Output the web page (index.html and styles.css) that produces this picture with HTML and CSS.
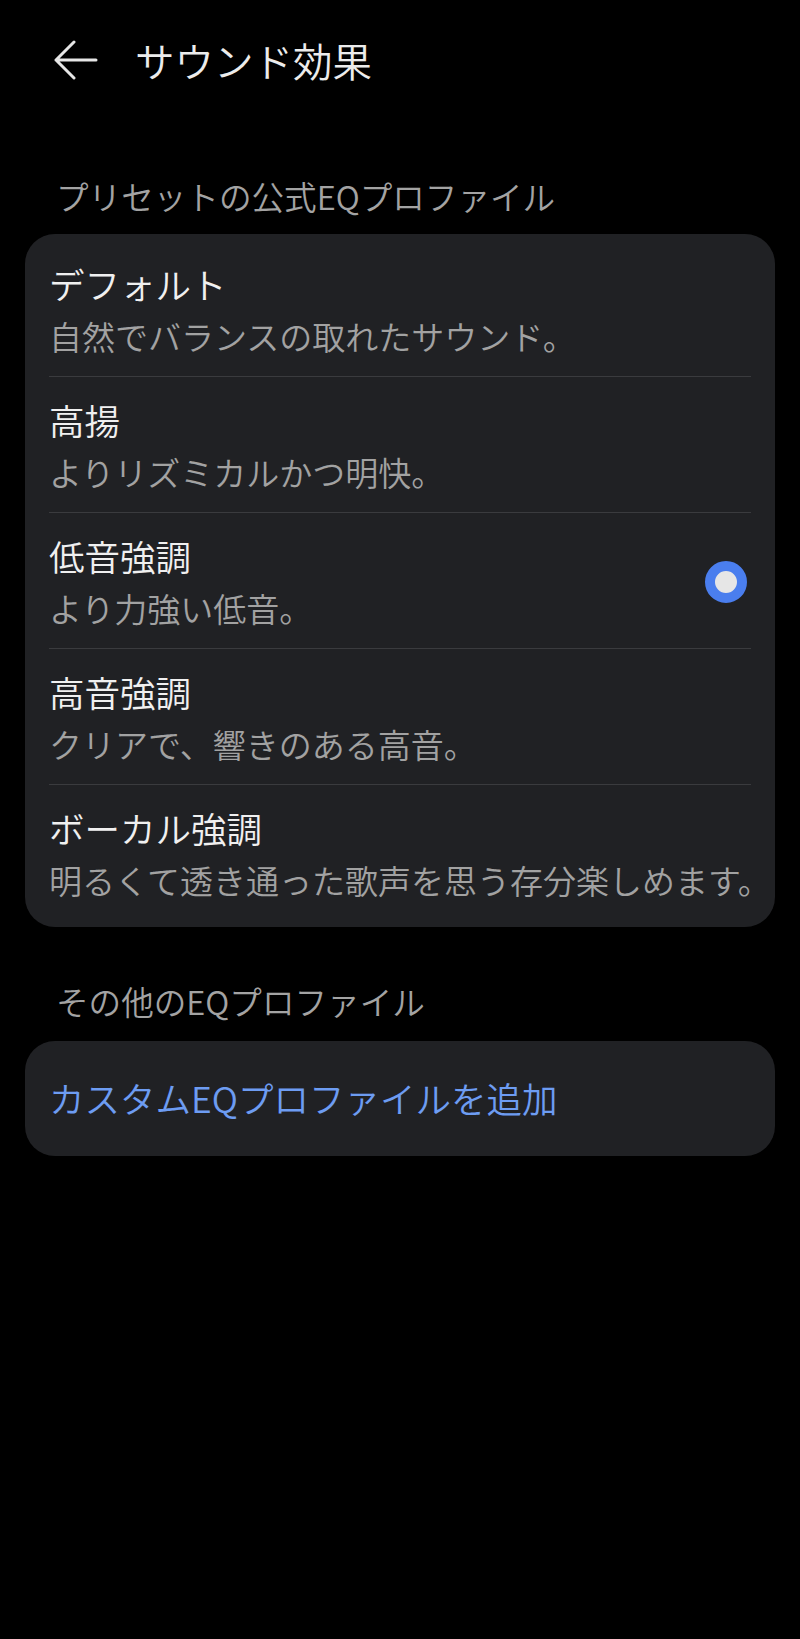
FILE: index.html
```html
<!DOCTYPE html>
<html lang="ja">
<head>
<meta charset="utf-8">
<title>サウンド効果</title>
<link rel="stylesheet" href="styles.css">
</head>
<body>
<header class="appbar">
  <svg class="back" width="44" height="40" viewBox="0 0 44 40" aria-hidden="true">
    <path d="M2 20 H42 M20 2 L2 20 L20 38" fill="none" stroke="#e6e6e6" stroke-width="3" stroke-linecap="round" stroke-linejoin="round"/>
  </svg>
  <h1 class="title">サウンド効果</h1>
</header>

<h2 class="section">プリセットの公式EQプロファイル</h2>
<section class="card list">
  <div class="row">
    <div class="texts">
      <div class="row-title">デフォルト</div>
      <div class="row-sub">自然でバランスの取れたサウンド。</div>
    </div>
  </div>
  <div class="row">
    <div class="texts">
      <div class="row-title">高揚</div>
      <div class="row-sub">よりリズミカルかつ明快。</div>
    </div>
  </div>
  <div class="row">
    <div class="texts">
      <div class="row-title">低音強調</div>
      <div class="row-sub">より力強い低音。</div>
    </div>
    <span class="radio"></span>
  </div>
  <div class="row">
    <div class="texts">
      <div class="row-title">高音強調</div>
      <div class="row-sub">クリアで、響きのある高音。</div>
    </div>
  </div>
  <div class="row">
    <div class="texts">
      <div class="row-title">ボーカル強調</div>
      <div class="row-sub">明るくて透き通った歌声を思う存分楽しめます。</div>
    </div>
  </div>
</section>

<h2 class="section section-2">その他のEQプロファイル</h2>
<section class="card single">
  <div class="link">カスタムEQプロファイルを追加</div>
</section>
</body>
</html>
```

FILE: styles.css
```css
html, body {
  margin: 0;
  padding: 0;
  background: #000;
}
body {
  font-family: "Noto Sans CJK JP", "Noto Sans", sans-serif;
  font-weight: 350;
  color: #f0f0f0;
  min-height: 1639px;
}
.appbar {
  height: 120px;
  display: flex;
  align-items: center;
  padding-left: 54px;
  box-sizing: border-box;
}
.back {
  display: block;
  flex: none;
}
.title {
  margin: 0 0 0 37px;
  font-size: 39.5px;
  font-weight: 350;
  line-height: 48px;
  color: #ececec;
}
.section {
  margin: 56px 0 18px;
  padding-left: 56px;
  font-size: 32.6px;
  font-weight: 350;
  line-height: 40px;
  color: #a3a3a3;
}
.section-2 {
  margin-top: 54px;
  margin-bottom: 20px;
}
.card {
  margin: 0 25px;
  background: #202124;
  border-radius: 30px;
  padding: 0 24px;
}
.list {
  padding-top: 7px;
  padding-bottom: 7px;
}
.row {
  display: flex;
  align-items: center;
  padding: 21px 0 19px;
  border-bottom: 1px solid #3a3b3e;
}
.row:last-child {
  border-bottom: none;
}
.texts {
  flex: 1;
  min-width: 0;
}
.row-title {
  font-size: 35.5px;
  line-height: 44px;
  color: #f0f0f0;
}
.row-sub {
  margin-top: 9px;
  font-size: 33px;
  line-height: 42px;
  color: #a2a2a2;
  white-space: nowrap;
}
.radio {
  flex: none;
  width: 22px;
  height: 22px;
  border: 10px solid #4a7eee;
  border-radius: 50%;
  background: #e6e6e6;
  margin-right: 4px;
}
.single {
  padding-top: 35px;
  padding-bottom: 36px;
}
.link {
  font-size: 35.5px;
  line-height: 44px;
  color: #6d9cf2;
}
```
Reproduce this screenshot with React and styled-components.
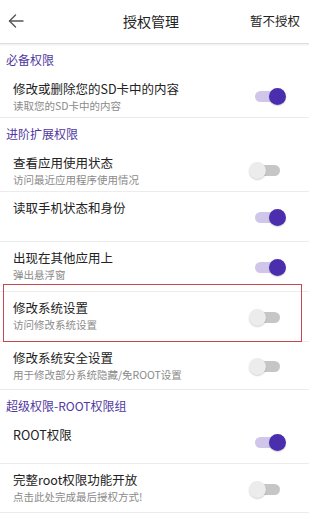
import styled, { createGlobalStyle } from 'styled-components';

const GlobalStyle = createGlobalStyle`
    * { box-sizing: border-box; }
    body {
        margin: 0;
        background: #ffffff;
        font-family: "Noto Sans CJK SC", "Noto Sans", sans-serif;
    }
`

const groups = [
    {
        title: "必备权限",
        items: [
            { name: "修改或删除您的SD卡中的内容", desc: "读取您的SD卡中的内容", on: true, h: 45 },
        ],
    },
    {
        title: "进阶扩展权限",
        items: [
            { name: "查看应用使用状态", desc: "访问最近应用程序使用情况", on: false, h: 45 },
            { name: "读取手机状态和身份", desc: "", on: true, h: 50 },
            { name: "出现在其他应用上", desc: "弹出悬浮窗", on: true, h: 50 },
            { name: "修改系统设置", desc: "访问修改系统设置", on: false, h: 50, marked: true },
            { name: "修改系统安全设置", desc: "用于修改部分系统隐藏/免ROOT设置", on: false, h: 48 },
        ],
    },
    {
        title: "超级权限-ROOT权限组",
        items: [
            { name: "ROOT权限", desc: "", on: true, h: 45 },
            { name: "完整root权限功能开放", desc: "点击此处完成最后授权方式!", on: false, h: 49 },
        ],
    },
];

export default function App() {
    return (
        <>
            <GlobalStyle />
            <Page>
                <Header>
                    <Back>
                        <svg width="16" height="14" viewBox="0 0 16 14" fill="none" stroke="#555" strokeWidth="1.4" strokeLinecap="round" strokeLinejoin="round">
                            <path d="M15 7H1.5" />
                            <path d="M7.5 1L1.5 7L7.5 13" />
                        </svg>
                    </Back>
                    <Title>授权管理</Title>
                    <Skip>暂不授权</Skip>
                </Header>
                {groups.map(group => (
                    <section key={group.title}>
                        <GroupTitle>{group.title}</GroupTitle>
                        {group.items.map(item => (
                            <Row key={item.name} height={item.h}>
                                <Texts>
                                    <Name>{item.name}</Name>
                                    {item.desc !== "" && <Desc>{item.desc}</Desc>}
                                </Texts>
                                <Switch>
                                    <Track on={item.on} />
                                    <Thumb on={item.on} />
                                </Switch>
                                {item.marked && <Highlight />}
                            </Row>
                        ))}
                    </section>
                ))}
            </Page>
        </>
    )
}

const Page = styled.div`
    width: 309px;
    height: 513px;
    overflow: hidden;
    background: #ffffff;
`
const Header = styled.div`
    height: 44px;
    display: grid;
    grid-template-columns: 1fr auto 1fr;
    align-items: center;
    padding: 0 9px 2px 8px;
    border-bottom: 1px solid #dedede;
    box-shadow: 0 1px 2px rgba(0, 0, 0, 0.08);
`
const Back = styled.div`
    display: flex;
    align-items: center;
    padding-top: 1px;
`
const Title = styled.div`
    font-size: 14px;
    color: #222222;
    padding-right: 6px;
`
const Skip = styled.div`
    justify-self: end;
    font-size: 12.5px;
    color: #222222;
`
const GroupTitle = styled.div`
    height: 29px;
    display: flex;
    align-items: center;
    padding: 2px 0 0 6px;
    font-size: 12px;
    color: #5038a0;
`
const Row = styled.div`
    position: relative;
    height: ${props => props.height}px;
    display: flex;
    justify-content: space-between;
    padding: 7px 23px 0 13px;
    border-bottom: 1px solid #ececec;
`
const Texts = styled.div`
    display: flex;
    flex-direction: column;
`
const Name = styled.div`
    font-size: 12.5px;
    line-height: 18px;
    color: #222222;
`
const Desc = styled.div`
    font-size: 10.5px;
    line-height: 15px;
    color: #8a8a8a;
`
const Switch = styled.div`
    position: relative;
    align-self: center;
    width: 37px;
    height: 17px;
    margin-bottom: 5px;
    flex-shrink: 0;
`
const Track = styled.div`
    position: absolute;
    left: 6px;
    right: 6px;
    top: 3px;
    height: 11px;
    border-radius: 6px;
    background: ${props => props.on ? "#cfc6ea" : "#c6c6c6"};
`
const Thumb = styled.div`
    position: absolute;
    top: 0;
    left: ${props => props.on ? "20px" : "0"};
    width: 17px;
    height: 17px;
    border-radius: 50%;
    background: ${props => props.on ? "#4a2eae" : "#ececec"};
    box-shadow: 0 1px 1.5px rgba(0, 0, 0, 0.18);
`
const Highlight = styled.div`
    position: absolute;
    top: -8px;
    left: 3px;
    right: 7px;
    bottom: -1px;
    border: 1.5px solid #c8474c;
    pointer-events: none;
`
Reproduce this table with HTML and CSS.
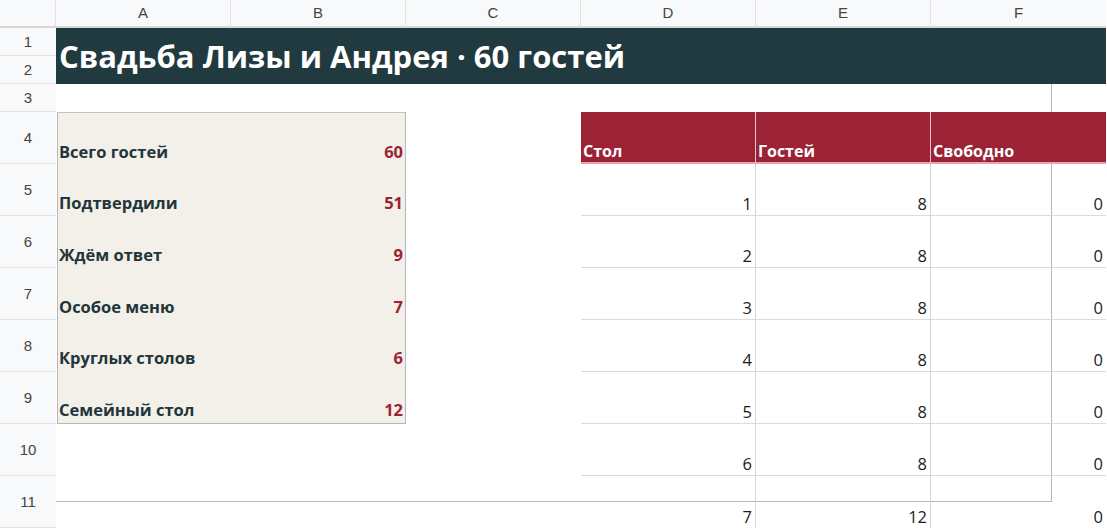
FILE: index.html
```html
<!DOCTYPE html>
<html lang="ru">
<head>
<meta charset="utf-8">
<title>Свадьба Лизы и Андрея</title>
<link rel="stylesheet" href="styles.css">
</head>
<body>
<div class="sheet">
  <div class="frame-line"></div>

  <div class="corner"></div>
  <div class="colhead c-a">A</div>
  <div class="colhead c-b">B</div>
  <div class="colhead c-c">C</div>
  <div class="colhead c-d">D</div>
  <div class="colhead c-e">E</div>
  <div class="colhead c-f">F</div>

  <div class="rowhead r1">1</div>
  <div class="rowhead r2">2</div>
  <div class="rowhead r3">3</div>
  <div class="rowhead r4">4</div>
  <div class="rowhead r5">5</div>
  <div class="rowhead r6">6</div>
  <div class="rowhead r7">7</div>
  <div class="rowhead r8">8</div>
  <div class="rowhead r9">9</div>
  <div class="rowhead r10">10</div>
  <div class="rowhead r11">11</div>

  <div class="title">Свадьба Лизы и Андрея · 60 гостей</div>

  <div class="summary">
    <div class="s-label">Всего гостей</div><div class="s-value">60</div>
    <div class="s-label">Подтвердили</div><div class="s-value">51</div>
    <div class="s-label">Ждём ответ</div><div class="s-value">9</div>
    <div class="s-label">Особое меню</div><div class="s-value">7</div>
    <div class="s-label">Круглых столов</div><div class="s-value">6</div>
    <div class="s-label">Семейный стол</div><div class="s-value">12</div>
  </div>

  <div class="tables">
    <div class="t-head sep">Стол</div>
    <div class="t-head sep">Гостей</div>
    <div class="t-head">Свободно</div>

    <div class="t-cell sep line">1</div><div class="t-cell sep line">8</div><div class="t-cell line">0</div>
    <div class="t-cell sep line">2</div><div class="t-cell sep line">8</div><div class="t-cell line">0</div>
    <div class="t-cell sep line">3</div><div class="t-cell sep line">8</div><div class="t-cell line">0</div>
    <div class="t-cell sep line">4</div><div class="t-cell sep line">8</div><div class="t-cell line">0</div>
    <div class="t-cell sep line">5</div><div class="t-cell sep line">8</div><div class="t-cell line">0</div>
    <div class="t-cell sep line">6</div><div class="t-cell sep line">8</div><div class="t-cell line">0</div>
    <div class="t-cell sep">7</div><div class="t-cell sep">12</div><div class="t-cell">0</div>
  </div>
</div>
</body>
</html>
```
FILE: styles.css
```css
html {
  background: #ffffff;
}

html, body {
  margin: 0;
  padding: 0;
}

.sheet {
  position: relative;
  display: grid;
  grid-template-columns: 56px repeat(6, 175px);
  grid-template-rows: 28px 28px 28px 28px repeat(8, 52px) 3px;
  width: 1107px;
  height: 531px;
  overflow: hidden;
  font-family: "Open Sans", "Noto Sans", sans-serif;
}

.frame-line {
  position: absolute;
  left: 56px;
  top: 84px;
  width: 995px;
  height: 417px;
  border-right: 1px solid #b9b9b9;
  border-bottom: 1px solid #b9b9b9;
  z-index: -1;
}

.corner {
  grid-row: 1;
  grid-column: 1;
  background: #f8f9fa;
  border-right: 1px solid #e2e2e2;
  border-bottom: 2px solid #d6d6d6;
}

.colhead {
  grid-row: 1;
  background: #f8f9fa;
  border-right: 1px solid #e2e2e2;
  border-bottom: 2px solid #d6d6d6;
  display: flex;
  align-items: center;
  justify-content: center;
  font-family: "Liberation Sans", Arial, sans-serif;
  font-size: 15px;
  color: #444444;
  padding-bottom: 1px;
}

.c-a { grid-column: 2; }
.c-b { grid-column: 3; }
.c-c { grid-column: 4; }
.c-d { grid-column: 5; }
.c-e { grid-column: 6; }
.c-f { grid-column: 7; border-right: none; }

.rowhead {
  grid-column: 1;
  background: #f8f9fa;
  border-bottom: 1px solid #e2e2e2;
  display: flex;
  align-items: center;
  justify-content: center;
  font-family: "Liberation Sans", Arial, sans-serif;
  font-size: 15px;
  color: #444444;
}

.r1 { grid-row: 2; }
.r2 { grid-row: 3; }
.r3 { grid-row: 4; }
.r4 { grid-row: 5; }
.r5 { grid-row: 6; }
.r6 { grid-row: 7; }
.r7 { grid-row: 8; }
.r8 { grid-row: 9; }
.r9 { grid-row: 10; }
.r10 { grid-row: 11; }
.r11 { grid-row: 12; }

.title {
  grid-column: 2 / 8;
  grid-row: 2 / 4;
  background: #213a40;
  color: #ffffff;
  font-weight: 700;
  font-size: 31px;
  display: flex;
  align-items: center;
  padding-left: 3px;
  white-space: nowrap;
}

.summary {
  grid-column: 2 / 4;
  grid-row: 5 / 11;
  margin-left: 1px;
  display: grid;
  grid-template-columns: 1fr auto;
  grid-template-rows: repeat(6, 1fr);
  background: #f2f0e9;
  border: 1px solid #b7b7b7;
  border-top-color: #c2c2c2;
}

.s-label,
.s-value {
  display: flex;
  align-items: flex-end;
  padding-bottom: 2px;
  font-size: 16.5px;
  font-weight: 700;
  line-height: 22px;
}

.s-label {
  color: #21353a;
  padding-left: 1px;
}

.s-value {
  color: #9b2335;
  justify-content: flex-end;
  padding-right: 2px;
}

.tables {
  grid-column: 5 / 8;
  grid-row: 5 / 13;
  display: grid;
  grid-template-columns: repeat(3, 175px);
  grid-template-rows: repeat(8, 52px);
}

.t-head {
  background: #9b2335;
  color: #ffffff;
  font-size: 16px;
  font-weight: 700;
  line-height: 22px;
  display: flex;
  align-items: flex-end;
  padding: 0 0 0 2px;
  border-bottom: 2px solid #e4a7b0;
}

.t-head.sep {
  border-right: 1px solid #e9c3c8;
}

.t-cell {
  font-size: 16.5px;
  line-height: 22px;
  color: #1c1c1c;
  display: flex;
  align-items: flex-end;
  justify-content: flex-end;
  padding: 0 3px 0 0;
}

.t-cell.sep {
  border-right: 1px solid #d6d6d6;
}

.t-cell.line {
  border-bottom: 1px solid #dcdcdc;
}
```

----------

■ Task description
The word "index" may occur in lines of the records. Report how many such lines there are, giving only the number.

■ Finished exercise
4